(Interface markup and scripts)
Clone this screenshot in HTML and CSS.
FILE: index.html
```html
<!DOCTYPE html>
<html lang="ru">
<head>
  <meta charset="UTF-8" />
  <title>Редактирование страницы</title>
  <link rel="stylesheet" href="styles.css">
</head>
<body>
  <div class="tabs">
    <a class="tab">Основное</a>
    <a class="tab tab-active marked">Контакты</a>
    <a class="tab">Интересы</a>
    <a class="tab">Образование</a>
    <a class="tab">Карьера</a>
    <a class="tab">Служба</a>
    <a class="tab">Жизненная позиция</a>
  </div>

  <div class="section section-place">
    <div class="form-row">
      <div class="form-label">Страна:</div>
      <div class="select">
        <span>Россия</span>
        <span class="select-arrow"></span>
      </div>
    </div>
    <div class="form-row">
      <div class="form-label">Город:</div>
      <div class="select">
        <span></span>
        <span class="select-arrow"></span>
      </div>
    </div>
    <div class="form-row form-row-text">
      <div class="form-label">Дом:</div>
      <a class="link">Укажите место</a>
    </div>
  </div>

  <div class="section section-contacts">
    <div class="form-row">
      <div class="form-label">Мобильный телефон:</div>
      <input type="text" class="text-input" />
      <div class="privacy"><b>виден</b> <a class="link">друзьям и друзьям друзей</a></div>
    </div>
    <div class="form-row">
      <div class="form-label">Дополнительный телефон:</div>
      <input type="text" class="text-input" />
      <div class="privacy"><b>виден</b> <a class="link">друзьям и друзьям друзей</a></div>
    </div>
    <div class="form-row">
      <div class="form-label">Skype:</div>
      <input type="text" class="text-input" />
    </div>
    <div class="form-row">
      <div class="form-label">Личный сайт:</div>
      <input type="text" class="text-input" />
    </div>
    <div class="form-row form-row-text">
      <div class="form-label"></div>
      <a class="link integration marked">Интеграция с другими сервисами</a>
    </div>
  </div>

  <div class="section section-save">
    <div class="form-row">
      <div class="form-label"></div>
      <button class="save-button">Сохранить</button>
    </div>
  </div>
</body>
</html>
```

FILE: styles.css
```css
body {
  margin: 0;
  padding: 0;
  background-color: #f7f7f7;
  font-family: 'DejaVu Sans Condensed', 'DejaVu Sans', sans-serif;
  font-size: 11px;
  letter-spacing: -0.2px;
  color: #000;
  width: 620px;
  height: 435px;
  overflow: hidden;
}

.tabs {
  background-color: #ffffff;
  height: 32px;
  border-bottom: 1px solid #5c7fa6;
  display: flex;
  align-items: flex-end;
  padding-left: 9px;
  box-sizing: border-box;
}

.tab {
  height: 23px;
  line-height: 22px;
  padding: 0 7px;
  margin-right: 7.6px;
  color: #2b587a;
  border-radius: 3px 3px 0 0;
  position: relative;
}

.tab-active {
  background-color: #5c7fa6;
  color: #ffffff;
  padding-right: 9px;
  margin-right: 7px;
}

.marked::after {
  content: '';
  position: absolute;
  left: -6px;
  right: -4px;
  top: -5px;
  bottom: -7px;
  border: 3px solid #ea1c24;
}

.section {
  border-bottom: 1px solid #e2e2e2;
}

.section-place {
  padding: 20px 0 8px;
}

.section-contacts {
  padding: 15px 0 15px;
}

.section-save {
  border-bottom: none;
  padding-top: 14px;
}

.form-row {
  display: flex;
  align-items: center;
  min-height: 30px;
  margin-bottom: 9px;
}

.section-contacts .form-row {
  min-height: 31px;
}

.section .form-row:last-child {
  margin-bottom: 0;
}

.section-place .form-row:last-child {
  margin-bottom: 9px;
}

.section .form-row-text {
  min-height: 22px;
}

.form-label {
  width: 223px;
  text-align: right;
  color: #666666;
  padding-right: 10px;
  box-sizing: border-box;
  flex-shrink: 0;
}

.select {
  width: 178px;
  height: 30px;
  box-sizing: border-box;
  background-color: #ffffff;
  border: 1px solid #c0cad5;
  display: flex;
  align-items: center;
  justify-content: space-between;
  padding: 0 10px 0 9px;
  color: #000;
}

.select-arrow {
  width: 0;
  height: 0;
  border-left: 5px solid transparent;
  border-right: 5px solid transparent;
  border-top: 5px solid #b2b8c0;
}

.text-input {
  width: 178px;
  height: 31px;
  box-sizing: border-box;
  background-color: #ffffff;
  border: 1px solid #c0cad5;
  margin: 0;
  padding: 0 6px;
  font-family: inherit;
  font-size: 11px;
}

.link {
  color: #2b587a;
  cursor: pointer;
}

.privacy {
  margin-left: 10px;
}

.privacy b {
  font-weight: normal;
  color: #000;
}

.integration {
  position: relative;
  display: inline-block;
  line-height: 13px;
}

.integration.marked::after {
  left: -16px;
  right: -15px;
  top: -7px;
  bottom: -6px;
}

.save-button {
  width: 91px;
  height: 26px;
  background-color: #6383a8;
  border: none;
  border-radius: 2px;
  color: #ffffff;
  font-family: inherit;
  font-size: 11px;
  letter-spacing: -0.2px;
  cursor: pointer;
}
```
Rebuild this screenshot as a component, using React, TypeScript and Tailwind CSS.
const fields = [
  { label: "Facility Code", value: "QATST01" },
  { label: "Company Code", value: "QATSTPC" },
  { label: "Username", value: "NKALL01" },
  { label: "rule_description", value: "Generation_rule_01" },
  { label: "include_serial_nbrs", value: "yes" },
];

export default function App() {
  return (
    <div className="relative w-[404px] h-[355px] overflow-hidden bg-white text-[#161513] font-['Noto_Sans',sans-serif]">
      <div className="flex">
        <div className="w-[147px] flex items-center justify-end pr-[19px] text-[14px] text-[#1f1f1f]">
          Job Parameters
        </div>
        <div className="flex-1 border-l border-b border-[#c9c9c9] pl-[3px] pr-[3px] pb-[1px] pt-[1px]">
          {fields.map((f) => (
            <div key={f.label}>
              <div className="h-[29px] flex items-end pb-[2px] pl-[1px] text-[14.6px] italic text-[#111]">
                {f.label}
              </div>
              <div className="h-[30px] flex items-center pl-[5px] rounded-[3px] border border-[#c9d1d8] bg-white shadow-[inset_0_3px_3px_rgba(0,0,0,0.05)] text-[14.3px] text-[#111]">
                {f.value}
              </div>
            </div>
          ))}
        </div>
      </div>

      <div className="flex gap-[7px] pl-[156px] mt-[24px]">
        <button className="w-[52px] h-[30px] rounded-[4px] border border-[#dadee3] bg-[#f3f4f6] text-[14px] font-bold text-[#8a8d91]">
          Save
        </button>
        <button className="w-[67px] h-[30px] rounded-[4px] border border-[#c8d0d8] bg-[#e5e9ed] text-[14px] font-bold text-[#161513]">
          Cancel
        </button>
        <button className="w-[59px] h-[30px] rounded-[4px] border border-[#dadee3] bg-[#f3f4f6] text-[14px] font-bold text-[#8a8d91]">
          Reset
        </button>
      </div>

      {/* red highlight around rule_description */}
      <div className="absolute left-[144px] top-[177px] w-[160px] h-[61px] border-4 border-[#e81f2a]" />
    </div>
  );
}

* JOB:
What is needed here is an exact reproduction of all the entries.

* WRITTEN ANSWER:
Clone this screenshot in HTML and CSS.
FILE: index.html
```html
<!DOCTYPE html>
<html lang="ru">
<head>
  <meta charset="UTF-8" />
  <title>Редактирование страницы</title>
  <link rel="stylesheet" href="styles.css">
</head>
<body>
  <div class="tabs">
    <a class="tab">Основное</a>
    <a class="tab tab-active marked">Контакты</a>
    <a class="tab">Интересы</a>
    <a class="tab">Образование</a>
    <a class="tab">Карьера</a>
    <a class="tab">Служба</a>
    <a class="tab">Жизненная позиция</a>
  </div>

  <div class="section section-place">
    <div class="form-row">
      <div class="form-label">Страна:</div>
      <div class="select">
        <span>Россия</span>
        <span class="select-arrow"></span>
      </div>
    </div>
    <div class="form-row">
      <div class="form-label">Город:</div>
      <div class="select">
        <span></span>
        <span class="select-arrow"></span>
      </div>
    </div>
    <div class="form-row form-row-text">
      <div class="form-label">Дом:</div>
      <a class="link">Укажите место</a>
    </div>
  </div>

  <div class="section section-contacts">
    <div class="form-row">
      <div class="form-label">Мобильный телефон:</div>
      <input type="text" class="text-input" />
      <div class="privacy"><b>виден</b> <a class="link">друзьям и друзьям друзей</a></div>
    </div>
    <div class="form-row">
      <div class="form-label">Дополнительный телефон:</div>
      <input type="text" class="text-input" />
      <div class="privacy"><b>виден</b> <a class="link">друзьям и друзьям друзей</a></div>
    </div>
    <div class="form-row">
      <div class="form-label">Skype:</div>
      <input type="text" class="text-input" />
    </div>
    <div class="form-row">
      <div class="form-label">Личный сайт:</div>
      <input type="text" class="text-input" />
    </div>
    <div class="form-row form-row-text">
      <div class="form-label"></div>
      <a class="link integration marked">Интеграция с другими сервисами</a>
    </div>
  </div>

  <div class="section section-save">
    <div class="form-row">
      <div class="form-label"></div>
      <button class="save-button">Сохранить</button>
    </div>
  </div>
</body>
</html>
```

FILE: styles.css
```css
body {
  margin: 0;
  padding: 0;
  background-color: #f7f7f7;
  font-family: 'DejaVu Sans Condensed', 'DejaVu Sans', sans-serif;
  font-size: 11px;
  letter-spacing: -0.2px;
  color: #000;
  width: 620px;
  height: 435px;
  overflow: hidden;
}

.tabs {
  background-color: #ffffff;
  height: 32px;
  border-bottom: 1px solid #5c7fa6;
  display: flex;
  align-items: flex-end;
  padding-left: 9px;
  box-sizing: border-box;
}

.tab {
  height: 23px;
  line-height: 22px;
  padding: 0 7px;
  margin-right: 7.6px;
  color: #2b587a;
  border-radius: 3px 3px 0 0;
  position: relative;
}

.tab-active {
  background-color: #5c7fa6;
  color: #ffffff;
  padding-right: 9px;
  margin-right: 7px;
}

.marked::after {
  content: '';
  position: absolute;
  left: -6px;
  right: -4px;
  top: -5px;
  bottom: -7px;
  border: 3px solid #ea1c24;
}

.section {
  border-bottom: 1px solid #e2e2e2;
}

.section-place {
  padding: 20px 0 8px;
}

.section-contacts {
  padding: 15px 0 15px;
}

.section-save {
  border-bottom: none;
  padding-top: 14px;
}

.form-row {
  display: flex;
  align-items: center;
  min-height: 30px;
  margin-bottom: 9px;
}

.section-contacts .form-row {
  min-height: 31px;
}

.section .form-row:last-child {
  margin-bottom: 0;
}

.section-place .form-row:last-child {
  margin-bottom: 9px;
}

.section .form-row-text {
  min-height: 22px;
}

.form-label {
  width: 223px;
  text-align: right;
  color: #666666;
  padding-right: 10px;
  box-sizing: border-box;
  flex-shrink: 0;
}

.select {
  width: 178px;
  height: 30px;
  box-sizing: border-box;
  background-color: #ffffff;
  border: 1px solid #c0cad5;
  display: flex;
  align-items: center;
  justify-content: space-between;
  padding: 0 10px 0 9px;
  color: #000;
}

.select-arrow {
  width: 0;
  height: 0;
  border-left: 5px solid transparent;
  border-right: 5px solid transparent;
  border-top: 5px solid #b2b8c0;
}

.text-input {
  width: 178px;
  height: 31px;
  box-sizing: border-box;
  background-color: #ffffff;
  border: 1px solid #c0cad5;
  margin: 0;
  padding: 0 6px;
  font-family: inherit;
  font-size: 11px;
}

.link {
  color: #2b587a;
  cursor: pointer;
}

.privacy {
  margin-left: 10px;
}

.privacy b {
  font-weight: normal;
  color: #000;
}

.integration {
  position: relative;
  display: inline-block;
  line-height: 13px;
}

.integration.marked::after {
  left: -16px;
  right: -15px;
  top: -7px;
  bottom: -6px;
}

.save-button {
  width: 91px;
  height: 26px;
  background-color: #6383a8;
  border: none;
  border-radius: 2px;
  color: #ffffff;
  font-family: inherit;
  font-size: 11px;
  letter-spacing: -0.2px;
  cursor: pointer;
}
```
Rebuild this screenshot as a component, using React, TypeScript and Tailwind CSS.
const fields = [
  { label: "Facility Code", value: "QATST01" },
  { label: "Company Code", value: "QATSTPC" },
  { label: "Username", value: "NKALL01" },
  { label: "rule_description", value: "Generation_rule_01" },
  { label: "include_serial_nbrs", value: "yes" },
];

export default function App() {
  return (
    <div className="relative w-[404px] h-[355px] overflow-hidden bg-white text-[#161513] font-['Noto_Sans',sans-serif]">
      <div className="flex">
        <div className="w-[147px] flex items-center justify-end pr-[19px] text-[14px] text-[#1f1f1f]">
          Job Parameters
        </div>
        <div className="flex-1 border-l border-b border-[#c9c9c9] pl-[3px] pr-[3px] pb-[1px] pt-[1px]">
          {fields.map((f) => (
            <div key={f.label}>
              <div className="h-[29px] flex items-end pb-[2px] pl-[1px] text-[14.6px] italic text-[#111]">
                {f.label}
              </div>
              <div className="h-[30px] flex items-center pl-[5px] rounded-[3px] border border-[#c9d1d8] bg-white shadow-[inset_0_3px_3px_rgba(0,0,0,0.05)] text-[14.3px] text-[#111]">
                {f.value}
              </div>
            </div>
          ))}
        </div>
      </div>

      <div className="flex gap-[7px] pl-[156px] mt-[24px]">
        <button className="w-[52px] h-[30px] rounded-[4px] border border-[#dadee3] bg-[#f3f4f6] text-[14px] font-bold text-[#8a8d91]">
          Save
        </button>
        <button className="w-[67px] h-[30px] rounded-[4px] border border-[#c8d0d8] bg-[#e5e9ed] text-[14px] font-bold text-[#161513]">
          Cancel
        </button>
        <button className="w-[59px] h-[30px] rounded-[4px] border border-[#dadee3] bg-[#f3f4f6] text-[14px] font-bold text-[#8a8d91]">
          Reset
        </button>
      </div>

      {/* red highlight around rule_description */}
      <div className="absolute left-[144px] top-[177px] w-[160px] h-[61px] border-4 border-[#e81f2a]" />
    </div>
  );
}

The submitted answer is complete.